Alison Blickle: Future Ruins

I met Alison Blickle on the eve of her opening at Kravets Wehby Gallery in Chelsea, NYC. The paintings for Future Ruins were already on the walls, glowing under the lights, the room still hushed before the crowd. Anticipation was thick, but the space remained private. In that moment, we spoke about beauty, technology, and grief.
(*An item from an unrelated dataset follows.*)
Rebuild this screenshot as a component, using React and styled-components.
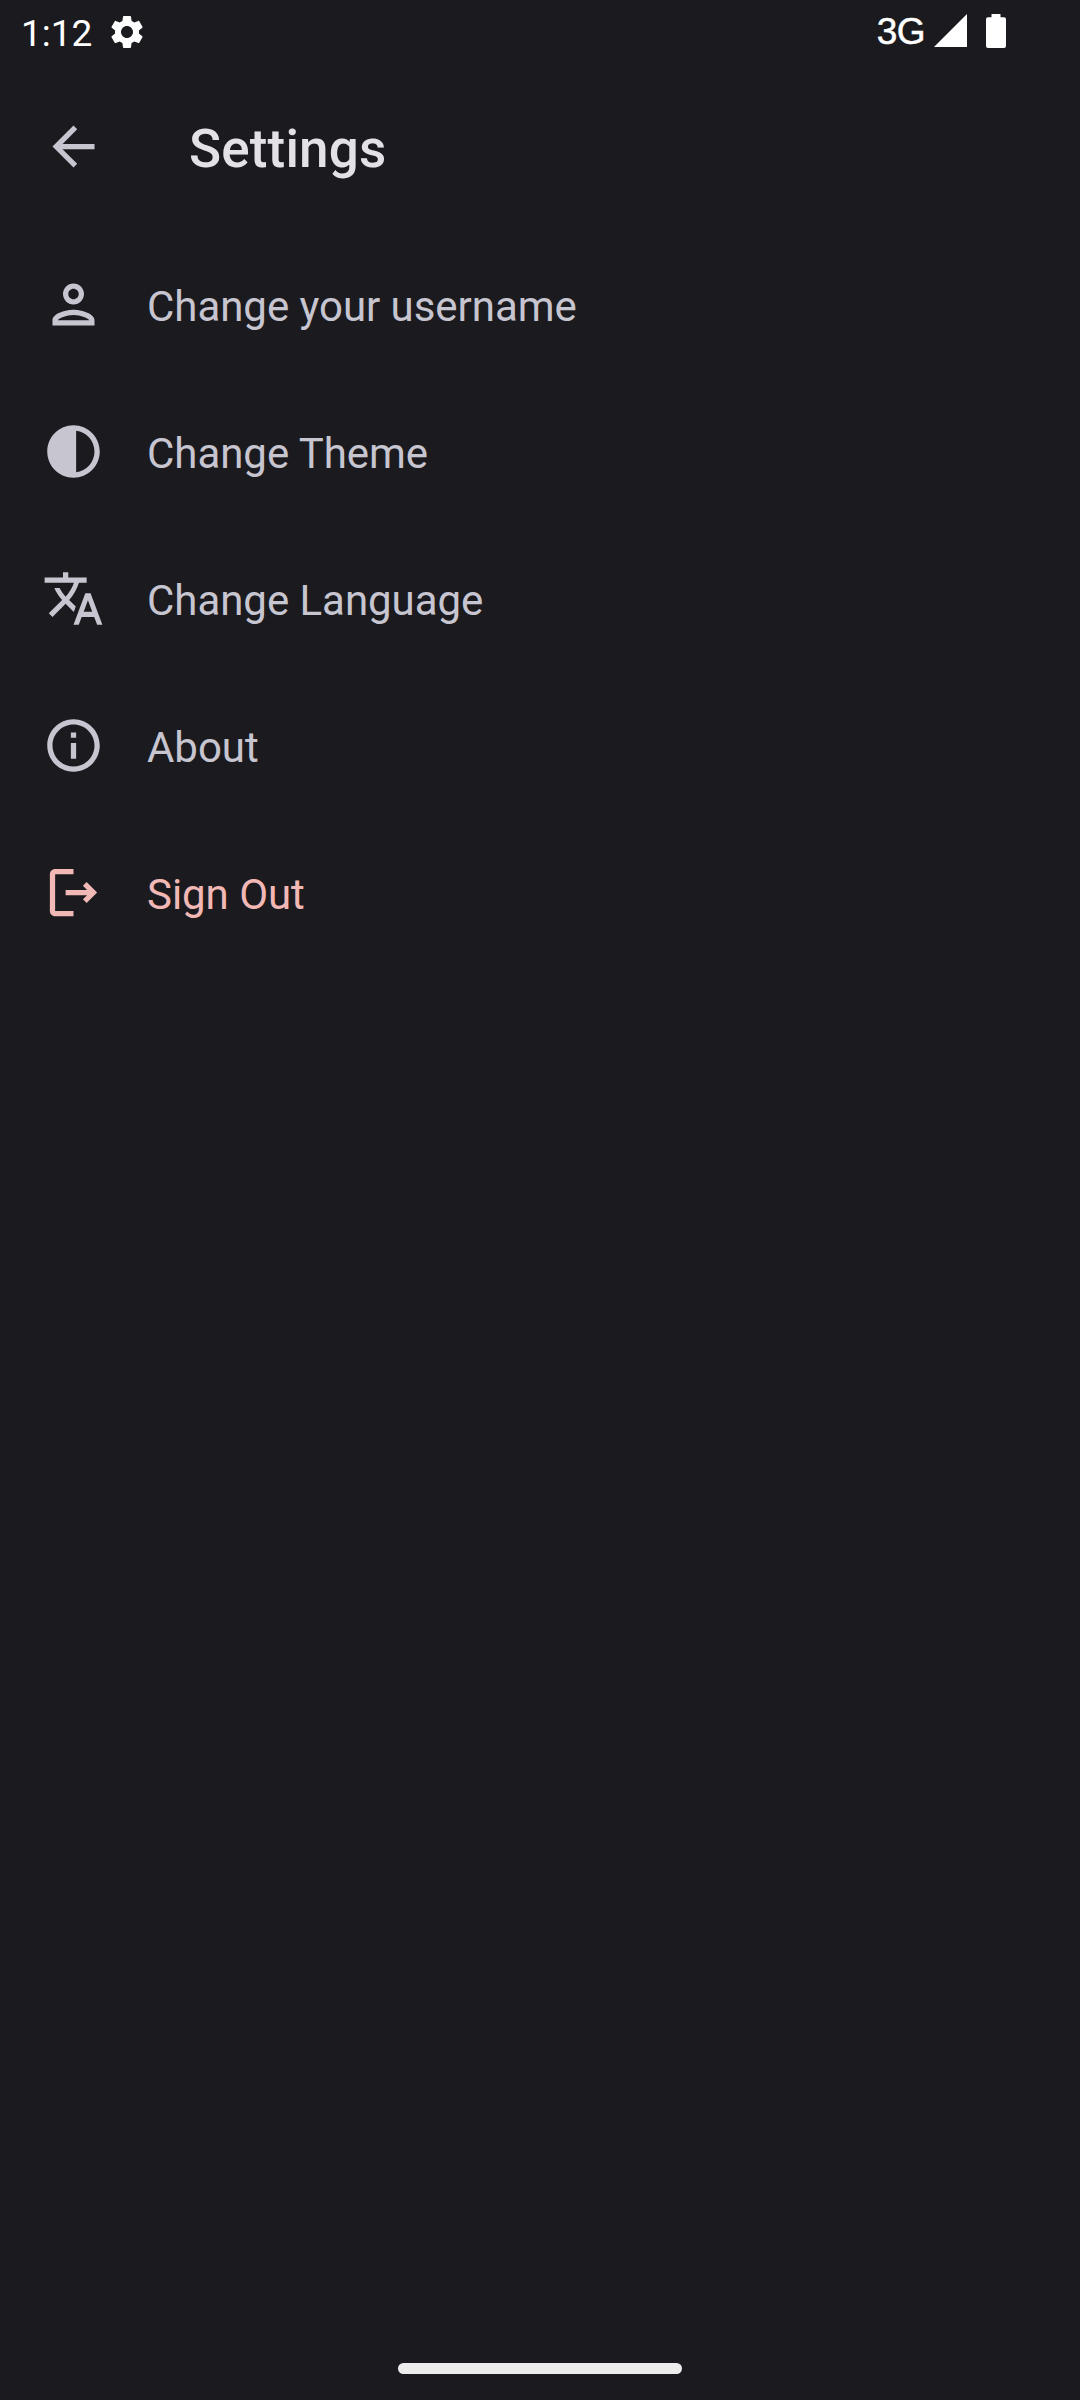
import React from "react";
import styled, { createGlobalStyle } from "styled-components";

const GlobalStyle = createGlobalStyle`
  body { margin: 0; background: #1b1b1f; }
  * { box-sizing: border-box; }
`;

const Screen = styled.div`
  display: flex;
  flex-direction: column;
  width: 1080px;
  height: 2400px;
  background: #1b1b1f;
  color: #c7c5d0;
  font-family: Roboto, "Noto Sans", sans-serif;
  overflow: hidden;
`;

const StatusBar = styled.header`
  display: flex;
  justify-content: space-between;
  height: 63px;
  padding: 0 74px 0 21px;
  color: #fff;
`;

const StatusGroup = styled.div`
  display: flex;
  align-items: flex-start;
`;

const Clock = styled.span`
  width: 86px;
  padding-top: 12px;
  font-size: 37px;
  line-height: 44px;
  white-space: nowrap;
`;

const Network = styled.span`
  padding-top: 10px;
  margin-right: 9px;
  font-family: "Liberation Sans", Arial, sans-serif;
  font-size: 37px;
  line-height: 44px;
  letter-spacing: -0.5px;
  -webkit-text-stroke: 0.5px currentColor;
`;

const Glyph = styled.svg`
  display: block;
  flex: none;
  width: ${(p) => p.$w}px;
  height: ${(p) => p.$h}px;
  margin-top: ${(p) => p.$top || 0}px;
  margin-right: ${(p) => p.$right || 0}px;
  fill: currentColor;
`;

const AppBar = styled.div`
  display: flex;
  align-items: center;
  height: 167px;
  margin-bottom: 1px;
  padding-left: 42px;
`;

const BackButton = styled.button`
  display: block;
  margin: 0 84px 0 0;
  padding: 0;
  border: 0;
  background: none;
  color: inherit;
`;

const Title = styled.h1`
  margin: 0;
  padding-top: 5px;
  color: #e4e1e6;
  font-size: 53px;
  font-weight: 500;
  line-height: 64px;
  letter-spacing: 0.15px;
`;

const List = styled.ul`
  flex: 1;
  margin: 0;
  padding: 0;
  list-style: none;
`;

const Item = styled.li`
  display: flex;
  align-items: center;
  gap: 42px;
  height: 147px;
  padding-left: 42px;
  color: ${(p) => (p.$danger ? "#f2b8b5" : "#c7c5d0")};
`;

const Label = styled.span`
  padding-top: 4px;
  font-size: 42px;
  line-height: 50px;
  letter-spacing: -0.04px;
  white-space: nowrap;
`;

const NavBar = styled.footer`
  display: flex;
  justify-content: center;
  height: 37px;
`;

const Handle = styled.div`
  width: 284px;
  height: 11px;
  border-radius: 6px;
  background: #ececec;
`;

const paths = {
  gear: "M19.14 12.94c.04-.3.06-.61.06-.94 0-.32-.02-.64-.07-.94l2.03-1.58c.18-.14.23-.41.12-.61l-1.92-3.32c-.12-.22-.37-.29-.59-.22l-2.39.96c-.5-.38-1.03-.7-1.62-.94l-.36-2.54c-.04-.24-.24-.41-.48-.41h-3.84c-.24 0-.43.17-.47.41l-.36 2.54c-.59.24-1.13.57-1.62.94l-2.39-.96c-.22-.08-.47 0-.59.22L2.74 8.87c-.12.21-.08.47.12.61l2.03 1.58c-.05.3-.09.63-.09.94s.02.64.07.94l-2.03 1.58c-.18.14-.23.41-.12.61l1.92 3.32c.12.22.37.29.59.22l2.39-.96c.5.38 1.03.7 1.62.94l.36 2.54c.05.24.24.41.48.41h3.84c.24 0 .44-.17.47-.41l.36-2.54c.59-.24 1.13-.56 1.62-.94l2.39.96c.22.08.47 0 .59-.22l1.92-3.32c.12-.22.07-.47-.12-.61l-2.01-1.58zM12 15.6c-1.98 0-3.6-1.62-3.6-3.6s1.62-3.6 3.6-3.6 3.6 1.62 3.6 3.6-1.62 3.6-3.6 3.6z",
  back: "M20 11H7.83l5.59-5.59L12 4l-8 8 8 8 1.41-1.41L7.83 13H20v-2z",
  person:
    "M12 6c1.1 0 2 .9 2 2s-.9 2-2 2-2-.9-2-2 .9-2 2-2m0 10c2.7 0 5.8 1.29 6 2H6c.23-.72 3.31-2 6-2m0-12C9.79 4 8 5.79 8 8s1.79 4 4 4 4-1.79 4-4-1.79-4-4-4zm0 10c-2.67 0-8 1.34-8 4v2h16v-2c0-2.66-5.33-4-8-4z",
  contrast:
    "M12 22c5.52 0 10-4.48 10-10S17.52 2 12 2 2 6.48 2 12s4.48 10 10 10zm1-17.93c3.94.49 7 3.85 7 7.93s-3.05 7.44-7 7.93V4.07z",
  translate:
    "M12.87 15.07l-2.54-2.51.03-.03c1.74-1.94 2.98-4.17 3.71-6.53H17V4h-7V2H8v2H1v1.99h11.17C11.5 7.92 10.44 9.75 9 11.35 8.07 10.32 7.3 9.19 6.69 8h-2c.73 1.63 1.73 3.17 2.98 4.56l-5.09 5.02L4 19l5-5 3.11 3.11.76-2.04zM18.5 10h-2L12 22h2l1.12-3h4.75L21 22h2l-4.5-12zm-2.62 7l1.62-4.33L19.12 17h-3.24z",
  info: "M11 7h2v2h-2V7zm0 4h2v6h-2v-6zm1-9C6.48 2 2 6.48 2 12s4.48 10 10 10 10-4.48 10-10S17.52 2 12 2zm0 18c-4.41 0-8-3.59-8-8s3.59-8 8-8 8 3.59 8 8-3.59 8-8 8z",
  logout:
    "M17 8l-1.41 1.41L17.17 11H9v2h8.17l-1.58 1.58L17 16l4-4-4-4zM5 5h7V3H5c-1.1 0-2 .9-2 2v14c0 1.1.9 2 2 2h7v-2H5V5z",
};

const items = [
  { icon: "person", label: "Change your username" },
  { icon: "contrast", label: "Change Theme" },
  { icon: "translate", label: "Change Language" },
  { icon: "info", label: "About" },
  { icon: "logout", label: "Sign Out", danger: true },
];

const Icon = ({ name, size = 63, top }) => (
  <Glyph viewBox="0 0 24 24" $w={size} $h={size} $top={top}>
    <path d={paths[name]} />
  </Glyph>
);

export default function App() {
  return (
    <Screen>
      <GlobalStyle />
      <StatusBar>
        <StatusGroup>
          <Clock>1:12</Clock>
          <Icon name="gear" size={40} top={12} />
        </StatusGroup>
        <StatusGroup>
          <Network>3G</Network>
          <Glyph viewBox="0 0 33 33" $w={33} $h={33} $top={14} $right={19}>
            <path d="M33 0V33H0z" />
          </Glyph>
          <Glyph viewBox="0 0 20 34" $w={20} $h={34} $top={14}>
            <path d="M5.5 0h9v3.3H18a2 2 0 0 1 2 2V32a2 2 0 0 1-2 2H2a2 2 0 0 1-2-2V5.3a2 2 0 0 1 2-2h3.5z" />
          </Glyph>
        </StatusGroup>
      </StatusBar>
      <AppBar>
        <BackButton aria-label="Back">
          <Icon name="back" />
        </BackButton>
        <Title>Settings</Title>
      </AppBar>
      <List>
        {items.map((item) => (
          <Item key={item.label} $danger={item.danger}>
            <Icon name={item.icon} />
            <Label>{item.label}</Label>
          </Item>
        ))}
      </List>
      <NavBar>
        <Handle />
      </NavBar>
    </Screen>
  );
}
Blickle’s figures are radiant, staged, almost too beautiful. She doesn’t hide from it. “That’s intentional,” she told me. The new body of work is set in a dystopian future where nature no longer exists as we know it. People still long for a connection to something larger, but the only way they can feel it is through avatars inside digital landscapes. “You create an avatar of yourself, what you wish you looked like, and swim in oceans that no longer exist, walk through forests that have been erased. These paintings are portraits of those avatars. The beauty is stunning, but it’s also artificial. They’re not real people. They’re curated images of who someone chooses to be.”

This dystopian thread runs through Future Ruins like a warning. Filters, AI-generated faces, bodies shaped digitally, all of it feels uncomfortably close. “It’s science fiction, but it’s also about right now,” she said.

When I asked about the cinematic quality of her compositions, Blickle traced it back to photography. “I’ve studied images from the 1920s, ’30s, ’40s, and I’m inspired by fashion photographers working today. They’re some of the most inventive artists, even though they’re placed in a commercial zone. Their editorials often echo classical painting, history paintings, big groups enacting narratives, and dramatic compositions. They create little worlds. That’s what I admire, and what I try to do myself. I stage the image like a photographer before I paint.”

Her women hold archetypes, muses, goddesses, rebels, but they’re also deeply personal. Blickle admits they’ve often been alter egos. “They get to do things I wish I could do. I live vicariously through them.” With Future Ruins, that connection is sharper. She spoke about grief and isolation shaping this work. “For many years I painted large groups interacting. These figures feel more isolated, and many are sad. That’s where the personal heart comes in.”

The result is a body of work that oscillates between allure and critique. The figures are dazzling, but their perfection is unsettling. They carry both the fantasy of beauty and the dystopia of its collapse. They are avatars, beautiful, artificial, and haunted by longing.